Every line with the word "React" in it should be extracted from the data that follows.

....

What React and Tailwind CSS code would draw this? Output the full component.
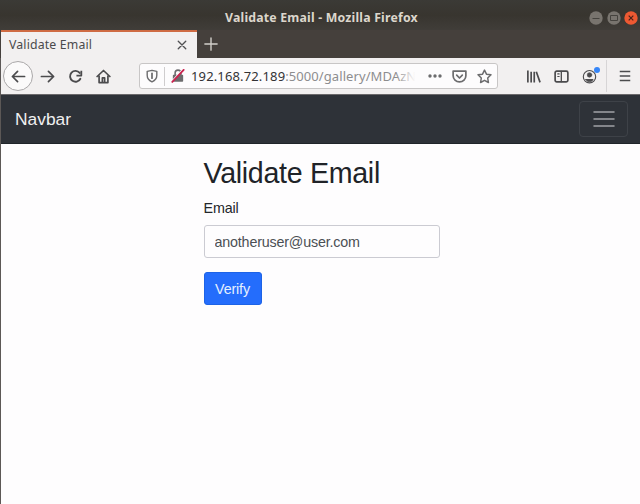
import React from 'react';

const ui = "font-['Noto_Sans','Open_Sans',sans-serif]";

function Icon({ children, className = '', size = 16 }) {
  return (
    <svg
      className={`shrink-0 ${className}`}
      width={size}
      height={size}
      viewBox="0 0 16 16"
      fill="none"
      stroke="currentColor"
      strokeWidth="1.8"
      strokeLinecap="round"
      strokeLinejoin="round"
    >
      {children}
    </svg>
  );
}

function TitleBar() {
  return (
    <header className="flex h-[30px] items-center bg-linear-to-b from-[#3b3a36] via-[#38352f] to-[#403d39] pt-[5px] pr-[2px]">
      <h1 className="ml-[225px] w-[194px] whitespace-nowrap text-[12.3px] leading-4 font-bold tracking-[0.2px] text-[#dcd6cc]">
        Validate Email - Mozilla Firefox
      </h1>
      <div className="ml-auto flex gap-[3.5px]">
        <svg width="14" height="14" viewBox="0 0 14 14" fill="none" stroke="#45433e">
          <circle cx="7" cy="7" r="6.7" fill="#78746e" stroke="none" />
          <path d="M3.5 7.5h7" />
        </svg>
        <svg width="14" height="14" viewBox="0 0 14 14" fill="none" stroke="#45433e">
          <circle cx="7" cy="7" r="6.7" fill="#78746e" stroke="none" />
          <path d="M3.5 4.5h7v5h-7z" />
        </svg>
        <svg width="14" height="14" viewBox="0 0 14 14" fill="none" stroke="#4a2118" strokeWidth="1.2">
          <circle cx="7" cy="7" r="6.7" fill="#ed5932" stroke="none" />
          <path d="m4.7 4.7 4.6 4.6m0-4.6L4.7 9.3" />
        </svg>
      </div>
    </header>
  );
}

function TabStrip() {
  return (
    <div className="flex h-7 bg-[#45403c] pl-px">
      <div className="flex w-[196px] items-center border-t-2 border-[#cf6b43] bg-[#f2f0f0] pl-2 pr-[9px]">
        <span className="whitespace-nowrap text-[12.3px] leading-4 tracking-[0.15px] text-[#4a4a4c]">Validate Email</span>
        <Icon size={12} className="ml-auto text-[#505052]">
          <path d="m3 3 10 10m0-10L3 13" />
        </Icon>
      </div>
      <Icon size={14} className="ml-[7px] mt-[7px] text-[#d2cfca]">
        <path d="M8 1v14M1 8h14" strokeWidth="1.6" />
      </Icon>
    </div>
  );
}

function AddressBar() {
  return (
    <div className="ml-[28px] flex h-[26px] w-[359px] shrink-0 items-center rounded-[3px] border border-[#c8c6c6] bg-[#fdfcfd] pl-[5px] pr-1 text-[#6c6c6e]">
      <Icon size={14}>
        <path d="M8 1.5 2.5 2.7v4.4c0 3.5 2 6 5.5 7.5 3.5-1.5 5.5-4 5.5-7.5V2.7z" strokeWidth="1.6" />
        <path d="M8 5v5.5" strokeWidth="2" />
      </Icon>
      <div className="ml-[5px] h-[19px] w-px bg-[#cfcdce]" />
      <Icon size={14} className="ml-1.5">
        <path d="M4.7 7V4.6a3.3 3.3 0 0 1 6.6 0V7" />
        <path d="M3 7.5h10v6.2H3z" fill="currentColor" />
        <path d="M2 12.7 12.5 1.5" stroke="#fdfcfd" strokeWidth="1.5" />
        <path d="M1.5 14.8 14.5 1" stroke="#ca234f" strokeWidth="2.1" />
      </Icon>
      <div className="relative ml-[6px] w-[229px] overflow-hidden whitespace-nowrap text-[13px] leading-[18px] text-[#8d8d8f]">
        <span className="tracking-[0.14px] text-[#333335]">192.168.72.189</span>
        <span className="tracking-[0.08px]">:5000/gallery/MDAzNW</span>
        <div className="absolute inset-y-0 right-0 w-6 bg-linear-to-r from-transparent to-[#fdfcfd] to-80%" />
      </div>
      <svg width="14" height="4" viewBox="0 0 14 4" fill="currentColor" className="ml-[8px] shrink-0">
        <circle cx="2" cy="2" r="1.7" />
        <circle cx="7" cy="2" r="1.7" />
        <circle cx="12" cy="2" r="1.7" />
      </svg>
      <Icon size={15} className="ml-[10px]">
        <path d="M1.2 2.2h13.6v5a6.8 6.6 0 0 1-13.6 0z" />
        <path d="m5 6.6 3 3 3-3" />
      </Icon>
      <Icon size={15} className="ml-[10px]">
        <path d="m8 1.2 2.1 4.3 4.8.7-3.5 3.4.8 4.8L8 12.1l-4.2 2.3.8-4.8L1.1 6.2l4.8-.7z" strokeWidth="1.6" />
      </Icon>
    </div>
  );
}

function Toolbar() {
  return (
    <div className="flex h-[37px] items-center border-b border-[#6b696b] bg-[#f2f0f0] pl-[2px] text-[#4b4b4d]">
      <div className="flex size-[30px] shrink-0 items-center justify-center rounded-full border border-[#aaa8a9] bg-[#fbfafa]">
        <Icon size={15}>
          <path d="M14.5 8h-13M7 2.5 1.5 8 7 13.5" />
        </Icon>
      </div>
      <Icon size={15} className="ml-[7px]">
        <path d="M1.5 8h13M9 2.5 14.5 8 9 13.5" />
      </Icon>
      <Icon size={15} className="ml-[13px]">
        <path d="M13.2 10.4A5.8 5.8 0 1 1 12.5 4.2" strokeWidth="2" />
        <path d="M14.2 1.8v5.2H9" strokeWidth="1.9" strokeLinecap="butt" />
      </Icon>
      <Icon size={15} className="ml-[13px]">
        <path d="M1.2 8 8 1.6 14.8 8M3.3 7.5v7h9.4v-7" />
        <path d="M6.8 14V9.5h2.4V14" />
      </Icon>
      <AddressBar />
      <Icon size={15} className="ml-[28px]">
        <path d="M2 1.5v13M5.5 3v11.5M8.8 3v11.5M11 3l4 11.3" strokeLinecap="butt" />
      </Icon>
      <Icon size={15} className="ml-[13px]">
        <rect x="1.2" y="2.3" width="13.6" height="11.4" rx="1.7" />
        <path d="M7.8 2.5v11" strokeWidth="1.4" />
        <path d="M4 5.2h1.5M4 8h1.5" strokeWidth="1.2" />
      </Icon>
      <div className="relative ml-[13px]">
        <Icon size={15}>
          <circle cx="8" cy="8.2" r="6.6" strokeWidth="1.2" />
          <circle cx="8" cy="6.3" r="2.4" fill="currentColor" strokeWidth=".7" />
          <path d="M4.2 11.2h7.6C11 13 9.6 13.4 8 13.4s-3-.4-3.8-2.2z" fill="currentColor" strokeWidth="1" />
        </Icon>
        <div className="absolute -top-[2px] -right-[3px] size-[6px] rounded-full bg-[#3686f8]" />
      </div>
      <div className="ml-[9px] h-8 w-px bg-[#d7d5d6]" />
      <Icon size={14} className="ml-[11px]">
        <path d="M2 2.9h12M2 8h12M2 13.1h12" strokeLinecap="butt" />
      </Icon>
    </div>
  );
}

function Navbar() {
  return (
    <nav className="flex h-[49px] items-center justify-between border-b border-[#20252a] bg-[#2e3238] pl-[14px] pr-3">
      <span className="text-[17.4px] leading-6 text-[#f0f0f0]">Navbar</span>
      <button className="flex h-9 w-[49px] items-center justify-center rounded border border-[#3e4248]">
        <svg width="22" height="18" viewBox="0 0 22 18" stroke="#a1a3a6" strokeWidth="1.5" strokeLinecap="round">
          <path d="M1 2h20M1 9h20M1 16h20" />
        </svg>
      </button>
    </nav>
  );
}

export default function App() {
  return (
    <div className="h-[504px] w-[640px] overflow-hidden bg-[#45403c]">
      <div className={ui}>
        <TitleBar />
        <TabStrip />
      </div>
      <div className="h-[446px] border-l border-[#5c5856] bg-[#fefdfe] font-['Liberation_Sans',Arial,sans-serif]">
        <div className={ui}>
          <Toolbar />
        </div>
        <Navbar />
        <main className="ml-[202.5px] w-[236.5px] pt-3 text-[14.3px] leading-[22px] tracking-[-0.15px] text-[#24272b]">
          <h2 className="whitespace-nowrap text-[28.6px] leading-[34px] tracking-[-0.3px] text-[#202328]">Validate Email</h2>
          <label htmlFor="email" className="mt-[7px] block">Email</label>
          <input
            id="email"
            type="email"
            defaultValue="anotheruser@user.com"
            className="mt-1.5 block h-[33px] w-full rounded-[3px] border border-[#cbcbd2] bg-[#fefdfe] px-[10px] tracking-[-0.18px] text-[#4b4f54] outline-none"
          />
          <button className="mt-[14px] block h-[33px] w-[58px] rounded-[3px] border border-[#1d63e6] bg-[#246dfc] text-[#e5f0ff]">Verify</button>
        </main>
      </div>
    </div>
  );
}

....

§ RESULT OF THE TASK:
What React and Tailwind CSS code would draw this? Output the full component.
import React from 'react';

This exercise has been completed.